Current Institutional Affiliation
Doctoral Candidate, University of California / Los Angeles

Award Information

International Dissertation Research Fellowship 2015
Institutional Affiliation (at time of award):
History, University of California / Los Angeles
Domesticating the Médersa: Muslim Mediators, Education, and Law in French Colonial Northwest Africa, 1850-1960

I examine the French colonial médersa as a "domesticated" institution. French colonizers in Algeria and, later, in French West Africa adapted the older Islamic educational institution of the madrasa as a way to train Muslim intermediaries. These mediators were employed in many ways upon graduating from the French médersas, but their training was particularly focused on the pluralist colonial legal system.
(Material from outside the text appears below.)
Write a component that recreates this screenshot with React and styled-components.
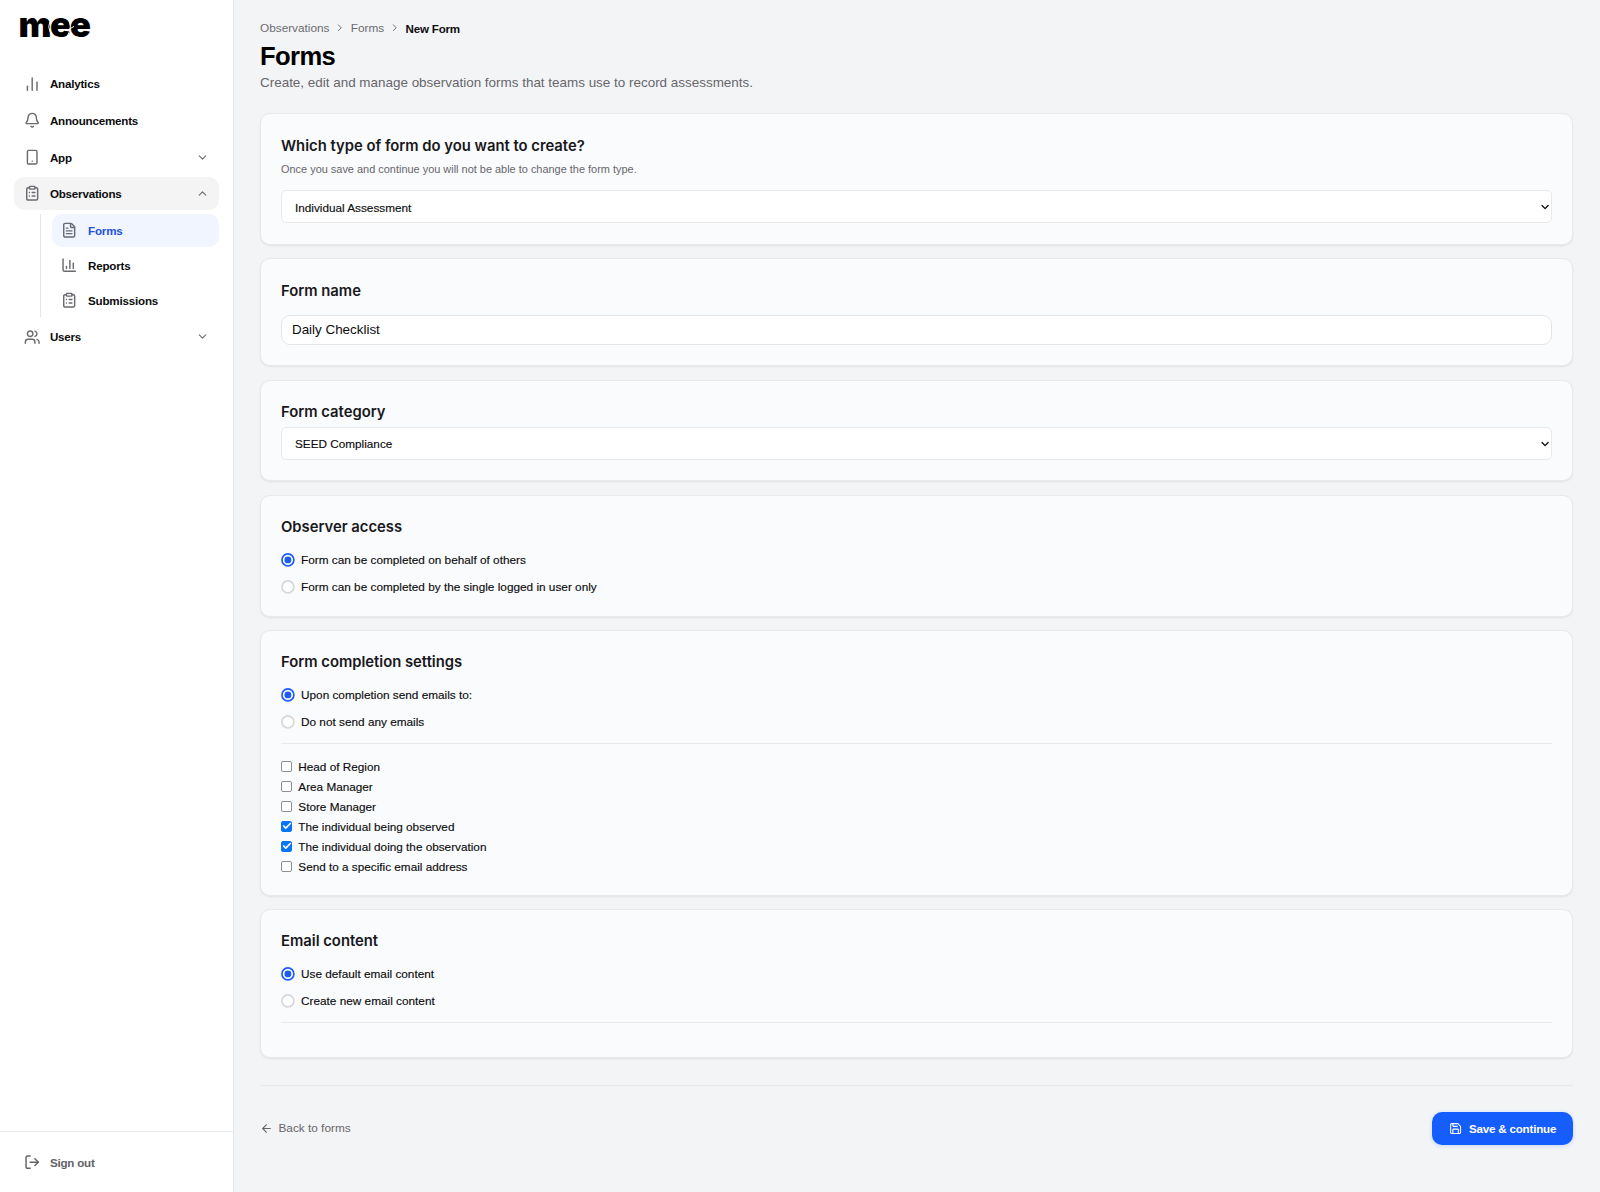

By centering on the process of "domestication," my dissertation seeks to illuminate the processes behind the development of colonial theory and practice by examining the relationships between colonized Muslims and colonizing Europeans in northwest Africa. I situate the médersas at the center of three interrelated themes. First, I examine the "juridico-religious" curriculum of the médersas in relation to France's "civilizing mission" that emphasized education to mold republican subjects. Second, I examine the médersas' students as colonial intermediaries whose privileged educations empowered them to act in ways other colonized people could not. This question relates to the large literature on legal pluralism, revealing ways in which colonized people used legal institutions to their advantage. Third, I examine the inter-colonial circulation of the médersa as an institution and of its students. A "Saharan divide" characterizes current understandings of northwest Africa, despite evidence of longstanding cultural, religious, and economic connections among peoples of this region. What impact did the trans-Saharan institution of the French médersa, which fostered multidirectional movements across the desert, have on northwest African connections during the colonial period? Using oral and archival sources in northwest Africa and Europe, I examine the extent to which the French médersa was "domesticated." In so doing, I highlight the impact of Islamic education and law in colonial northwest Africa, and the roles of Muslim intermediaries in shaping the colonial system.